Notice how the whole purpose of this scene is to mess with your perception, but while it messes with your perception, it helps to teach an important lesson. Remember, you are the detective (or reporter) in this mystery, and you are looking for clues to decipher the character of Kane. An entire film has been dedicated to gathering facts about Kane the Man, but all the facts are delivered by biased observers. The one perspective we wish to have more is the perspective of Kane himself, but he only offers us a single word: Rosebud. This is a word that means everything and nothing. “Yes, Mr. FilmSage,” you’re saying. “We’ve heard this already.”
That’s okay. It all leads to the point of this section.

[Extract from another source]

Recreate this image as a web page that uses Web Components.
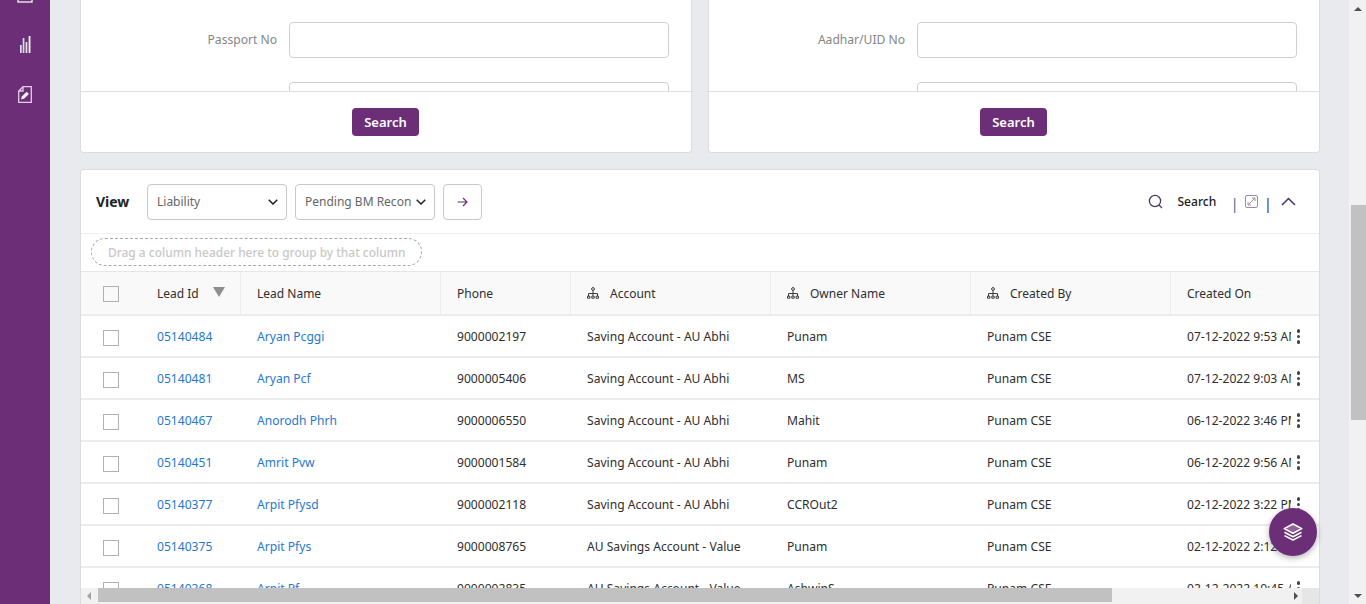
<!DOCTYPE html>
<html lang="en">
<head>
<meta charset="utf-8">
<title>Leads</title>
<style>
  html, body { margin: 0; height: 604px; overflow: hidden; }
  body { font-family: "Noto Sans", "Liberation Sans", sans-serif; font-size: 12px; }
  app-shell { height: 604px; }
</style>
</head>
<body>
<app-shell>
  <search-card label="Passport No"></search-card>
  <search-card label="Aadhar/UID No"></search-card>
  <lead-grid></lead-grid>
</app-shell>

<script>
const FONT = '"Noto Sans", "Liberation Sans", sans-serif';
const PURPLE = '#6c2e77';

const ICONS = {
  report: `<svg width="16" height="3" viewBox="0 0 16 3"><path d="M1 0v2h14V0" fill="none" stroke="#e6dcea" stroke-width="1.5"/></svg>`,
  chart: `<svg width="11" height="17" viewBox="0 0 11 17"><path d="M0 9h1.7v8H0z" fill="#d5e4f7"/><path d="M2.7 2h1.7v15H2.7z" fill="#cfdcf5"/><path d="M5.6 6h1.7v11H5.6z" fill="#f5dfdc"/><path d="M8.6 0h1.9v17H8.6z" fill="#eeeaf8"/></svg>`,
  doc: `<svg width="14" height="17" viewBox="0 0 14 17"><path d="M5 .7h8.3v15.6H.7V5zM5 .7V5H.7" fill="none" stroke="#ddd0e2" stroke-width="1.3"/><path d="M3 13.5l1-3.2 4.6-4.6 2.3 2.3-4.6 4.6z" fill="#f6f0f8"/></svg>`,
  group: `<svg width="12" height="12" viewBox="0 0 12 12" fill="none" stroke="#3a3a3a" stroke-width="1"><circle cx="6" cy="2" r="1.4"/><path d="M6 3.5V7M1.5 9V6.5h9V9M6 7v2"/><path d="M.5 9.2h2.4v2H.5zM4.8 9.2h2.4v2H4.8zM9.1 9.2h2.4v2H9.1z"/></svg>`,
  arrow: `<svg width="11" height="10" viewBox="0 0 11 10" fill="none" stroke="${PURPLE}" stroke-width="1.2"><path d="M.5 5h9.5M6 1l4 4-4 4"/></svg>`,
  chevron: `<svg width="10" height="6" viewBox="0 0 10 6" fill="none" stroke="#222" stroke-width="1.5"><path d="M.7.7L5 5l4.3-4.3"/></svg>`,
  search: `<svg width="15" height="15" viewBox="0 0 15 15" fill="none" stroke="#4a3a6a" stroke-width="1.3"><circle cx="7" cy="7" r="5.6"/><path d="M11 11l3 3"/></svg>`,
  expand: `<svg width="13" height="13" viewBox="0 0 13 13" fill="none"><rect x=".5" y=".5" width="12" height="12" rx="1.5" stroke="#9a8ab4"/><path d="M3 10l7-7M7 3h3v3M3 7v3h3" stroke="#a87d90" stroke-width=".9"/></svg>`,
  up: `<svg width="15" height="9" viewBox="0 0 15 9" fill="none" stroke="#4a2f6d" stroke-width="1.5"><path d="M1 8l6.5-6.5L14 8"/></svg>`,
  layers: `<svg width="20" height="18" viewBox="0 0 20 18" fill="none" stroke="#fff" stroke-width="1.6" stroke-linejoin="round"><path d="M10 1l8.8 4.6L10 10.2 1.2 5.6z" fill="rgba(255,255,255,.25)"/><path d="M1.5 9.3l8.5 4.4 8.5-4.4"/><path d="M1.5 12.6l8.5 4.4 8.5-4.4"/></svg>`,
};

class AppShell extends HTMLElement {
  connectedCallback() {
    if (this.shadowRoot) return;
    const sr = this.attachShadow({ mode: 'open' });
    sr.innerHTML = `
<style>
  :host { display: grid; grid-template-columns: 50px 1fr 17px; height: 604px; background: #e9eaee; overflow: hidden; }
  .side { background: ${PURPLE}; display: flex; flex-direction: column; align-items: center; }
  .side span { display: flex; }
  .i2 { margin-top: 33px; }
  .i3 { margin-top: 33px; }
  main { display: flex; flex-direction: column; gap: 16px; padding: 0 29px 0 30px; min-width: 0; overflow: hidden; }
  .top { display: grid; grid-template-columns: 1fr 1fr; gap: 16px; flex: none; }
  .bar { background: #f1f1f1; display: flex; flex-direction: column; align-items: center; }
  .bar i { border: 4.5px solid transparent; display: block; }
  .bar .u { border-bottom-color: #505050; border-top: 0; margin-top: 7px; }
  .bar .d { border-top-color: #505050; border-bottom: 0; margin: auto 0 6px; }
  .thumb { width: 15px; height: 215px; background: #c1c1c1; margin-top: 194px; align-self: flex-end; }
</style>
<nav class="side">
  <span>${ICONS.report}</span>
  <span class="i2">${ICONS.chart}</span>
  <span class="i3">${ICONS.doc}</span>
</nav>
<main>
  <div class="top"><slot name="cards"></slot></div>
  <slot></slot>
</main>
<aside class="bar"><i class="u"></i><div class="thumb"></div><i class="d"></i></aside>`;
    // the two search cards sit side by side in the top row
    this.querySelectorAll('search-card').forEach(c => c.setAttribute('slot', 'cards'));
  }
}

class SearchCard extends HTMLElement {
  connectedCallback() {
    if (this.shadowRoot) return;
    const sr = this.attachShadow({ mode: 'open' });
    sr.innerHTML = `
<style>
  :host { display: flex; flex-direction: column; height: 153px; box-sizing: border-box; background: #fff; border: 1px solid #dcdcdc; border-top: 0; border-radius: 0 0 4px 4px; font-family: ${FONT}; }
  .body { height: 92px; overflow: hidden; padding: 22px 22px 0 0; box-sizing: border-box; border-bottom: 1px solid #dedede; flex: none; }
  .row { display: grid; grid-template-columns: 196px 1fr; column-gap: 12px; align-items: center; margin-bottom: 24px; }
  label { text-align: right; color: #858585; font-size: 12.1px; padding-bottom: 2px; }
  .inp { height: 36px; box-sizing: border-box; border: 1px solid #cfcfcf; border-radius: 4px; background: #fff; }
  .foot { flex: 1; display: flex; align-items: center; justify-content: center; }
  button { width: 67px; height: 28px; border: 0; border-radius: 4px; background: ${PURPLE}; color: #fff; font: 600 13px ${FONT}; padding: 0; margin-right: 1px; }
</style>
<div class="body">
  <div class="row"><label>${this.getAttribute('label')}</label><div class="inp"></div></div>
  <div class="row"><span></span><div class="inp"></div></div>
</div>
<div class="foot"><button>Search</button></div>`;
  }
}

class LeadGrid extends HTMLElement {
  static COLS = ['60px', '100px', '200px', '130px', '200px', '200px', '200px', '148px'];
  static ROWS = [
    ['05140484', 'Aryan Pcggi', '9000002197', 'Saving Account - AU Abhi', 'Punam', 'Punam CSE', '07-12-2022 9:53 AM'],
    ['05140481', 'Aryan Pcf', '9000005406', 'Saving Account - AU Abhi', 'MS', 'Punam CSE', '07-12-2022 9:03 AM'],
    ['05140467', 'Anorodh Phrh', '9000006550', 'Saving Account - AU Abhi', 'Mahit', 'Punam CSE', '06-12-2022 3:46 PM'],
    ['05140451', 'Amrit Pvw', '9000001584', 'Saving Account - AU Abhi', 'Punam', 'Punam CSE', '06-12-2022 9:56 AM'],
    ['05140377', 'Arpit Pfysd', '9000002118', 'Saving Account - AU Abhi', 'CCROut2', 'Punam CSE', '02-12-2022 3:22 PM'],
    ['05140375', 'Arpit Pfys', '9000008765', 'AU Savings Account - Value', 'Punam', 'Punam CSE', '02-12-2022 2:12 PM'],
    ['05140368', 'Arpit Pf', '9000002835', 'AU Savings Account - Value', 'AshwinS', 'Punam CSE', '02-12-2022 10:45 AM'],
  ];

  connectedCallback() {
    if (this.shadowRoot) return;
    const sr = this.attachShadow({ mode: 'open' });
    const cols = LeadGrid.COLS.join(' ');
    const head = [
      ['Lead Id', false, true], ['Lead Name'], ['Phone'], ['Account', true], ['Owner Name', true], ['Created By', true], ['Created On'],
    ].map(([t, g, s]) => `<div class="th">${g ? `<span class="g">${ICONS.group}</span>` : ''}<span>${t}</span>${s ? '<b class="sort"></b>' : ''}</div>`).join('');
    const rows = LeadGrid.ROWS.map(r => `
  <div class="tr">
    <div class="td c"><span class="cb"></span></div>
    <div class="td link">${r[0]}</div>
    <div class="td link">${r[1]}</div>
    ${r.slice(2, 6).map(v => `<div class="td">${v}</div>`).join('')}
    <div class="td last"><span>${r[6]}</span></div>
    <span class="dots"><i></i><i></i><i></i></span>
  </div>`).join('');
    sr.innerHTML = `
<style>
  :host { display: flex; flex-direction: column; flex: 1; min-height: 0; position: relative; box-sizing: border-box; background: #fff; border: 1px solid #dcdcdc; border-bottom: 0; border-radius: 4px 4px 0 0; font-family: ${FONT}; font-size: 12.1px; color: #2e2e2e; }
  .tools { height: 64px; flex: none; box-sizing: border-box; display: flex; align-items: center; padding: 0 23px 0 15px; border-bottom: 1px solid #f0f0f0; }
  .view { font-weight: 700; font-size: 14px; color: #222; width: 51px; }
  .sel { width: 140px; height: 36px; box-sizing: border-box; border: 1px solid #c8c8c8; border-radius: 4px; display: flex; align-items: center; justify-content: space-between; padding: 0 8px 0 9px; color: #666; margin-right: 8px; white-space: nowrap; font-size: 12px; }
  .go { width: 39px; height: 36px; box-sizing: border-box; border: 1px solid #c8c8c8; border-radius: 4px; display: flex; align-items: center; justify-content: center; }
  .right { margin-left: auto; display: flex; align-items: center; color: #222; font-weight: 500; }
  .right .s { margin-left: 14px; width: 53px; }
  .pipe { color: #4a6ea8; margin: 0 6px 0 0; font-size: 15px; padding-top: 3px; font-weight: 400; }
  .pipe.p2 { color: #4a2f6d; margin: 0 9px 0 6px; }
  .right svg { display: block; }
  .drop { height: 38px; flex: none; box-sizing: border-box; padding: 4px 10px; border-bottom: 1px solid #e6e6e6; }
  .pill { width: 331px; height: 28px; box-sizing: border-box; border: 1px dashed #a8a8a8; border-radius: 14px; display: flex; align-items: center; padding-left: 16px; color: #c8c8c8; font-weight: 500; font-size: 11.95px; white-space: nowrap; }
  .wrap { flex: 1; min-height: 0; overflow: hidden; }
  .thead, .tr { display: grid; grid-template-columns: ${cols}; position: relative; }
  .thead { height: 44px; background: #f9f9f9; border-bottom: 2px solid #ececec; box-sizing: border-box; font-size: 12px; }
  .th { display: flex; align-items: center; padding-left: 16px; border-right: 1px solid #ececec; white-space: nowrap; position: relative; }
  .th:first-child { border-right: 0; padding: 2px 0 0 22px; }
  .th:last-child { border-right: 0; }
  .g { display: flex; margin-right: 11px; }
  .sort { position: absolute; left: 72px; top: 15px; border: 6px solid transparent; border-top: 10px solid #8f8f8f; border-bottom: 0; }
  .tr { height: 42px; border-bottom: 2px solid #ececec; box-sizing: border-box; }
  .td { display: flex; align-items: center; padding-left: 16px; white-space: nowrap; overflow: hidden; }
  .td.c { padding: 4px 0 0 22px; }
  .td.last { width: 104px; }
  .cb { width: 16px; height: 16px; box-sizing: border-box; border: 1px solid #b0b0b0; display: block; }
  .link { color: #1f78d1; }
  .dots { position: absolute; left: 1215.5px; top: 13px; display: flex; flex-direction: column; gap: 2px; }
  .dots i { width: 3.5px; height: 3.5px; border-radius: 50%; background: #444; }
  .hbar { position: absolute; left: 0; right: 0; bottom: 0; height: 16px; background: #f1f1f1; display: flex; align-items: center; }
  .hbar .l { border: 4.5px solid transparent; border-right-color: #a3a3a3; border-left: 0; margin-left: 6px; }
  .hbar .th2 { margin-left: 6.5px; width: 1014px; height: 14px; background: #c1c1c1; align-self: flex-start; }
  .hbar .r { border: 4.5px solid transparent; border-left-color: #505050; border-right: 0; margin-left: auto; margin-right: 4px; }
  .hbar .corner { width: 17px; height: 16px; background: #e6e6e6; }
  .fab { position: absolute; left: 1188px; top: 338px; width: 48px; height: 48px; border-radius: 50%; background: ${PURPLE}; box-shadow: 0 2px 6px rgba(0,0,0,.3); display: flex; align-items: center; justify-content: center; }
</style>
<div class="tools">
  <span class="view">View</span>
  <div class="sel"><span>Liability</span>${ICONS.chevron}</div>
  <div class="sel"><span>Pending BM Recon</span>${ICONS.chevron}</div>
  <div class="go">${ICONS.arrow}</div>
  <div class="right">${ICONS.search}<span class="s">Search</span><span class="pipe">|</span>${ICONS.expand}<span class="pipe p2">|</span>${ICONS.up}</div>
</div>
<div class="drop"><div class="pill">Drag a column header here to group by that column</div></div>
<div class="wrap">
  <div class="thead"><div class="th"><span class="cb"></span></div>${head}</div>
  ${rows}
</div>
<div class="hbar"><i class="l"></i><div class="th2"></div><i class="r"></i><div class="corner"></div></div>
<div class="fab">${ICONS.layers}</div>`;
  }
}

customElements.define('app-shell', AppShell);
customElements.define('search-card', SearchCard);
customElements.define('lead-grid', LeadGrid);
</script>
</body>
</html>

It all comes down to perspective. I find it one of the great ironies of the cinema that the movie we often consider the “greatest movie ever made” is based on the idea that our perspectives can be perverted merely by nature of our individuality. Our perceptions of a lot of things (political and public figures, works of art, historical events, etc.) are informed by relatively small samples of interested parties and facts. And often, just as this scene tells us, these perceptions are skewed. Roger Ebert said the following of this important sequence: “A man always seems the same size to himself, because he does not stand where we stand to look at him.” The winds of change and the forces of progression give life flavor, and we cannot pigeonhole people into singular categories. In life, this is seen in those intangible elements that make a person’s soul. In film, it is the medium itself, the ability to project an image, that gives characters and the world in which they live their flavor.
There are more instances of this in the film: take, for example, the scene in Xanadu fortress where we see just how large the great fireplace in the hall actually is. Actually, we can see that every sequence in the film, when considering the pioneering impact of deep focus, manifests a special effect in its own right.
More on Deep Focus
Because of these innovations, which culminates ultimately in deep focus, Citizen Kane provides for its viewers what is likely to be the most important visual experience in movies. Because every frame gives you a set in perfect detail and because the camera lingers on its compositions giving you time to take it in, the movie really does play out as a visual experience. A lot of the greatness of Kane involves its script and its characters, but all of that can be put in a book or a short story—or, better yet, a play. Why make it a movie? Because movies have a special role in the artistic world; cinema is the seventh art, a medium unto itself that has its own conventions, its own purpose, its own language. For a movie to succeed, it must succeed as a visual experience, giving us something that takes advantage of cinema’s intrinsic nature. Like 2001: A Space Odyssey or 8 1/2 or Aguirre: The Wrath of God, Citizen Kane does more than tell us a story, it provides us an aesthetic creation. We are sucked in to the aesthetics. We are given a visual opportunity that we never really get again. Even in Kane’s follow-up, The Magnificent Ambersons, we are not exposed to such iconic imagery and cinematography as that to which we were exposed in this movie.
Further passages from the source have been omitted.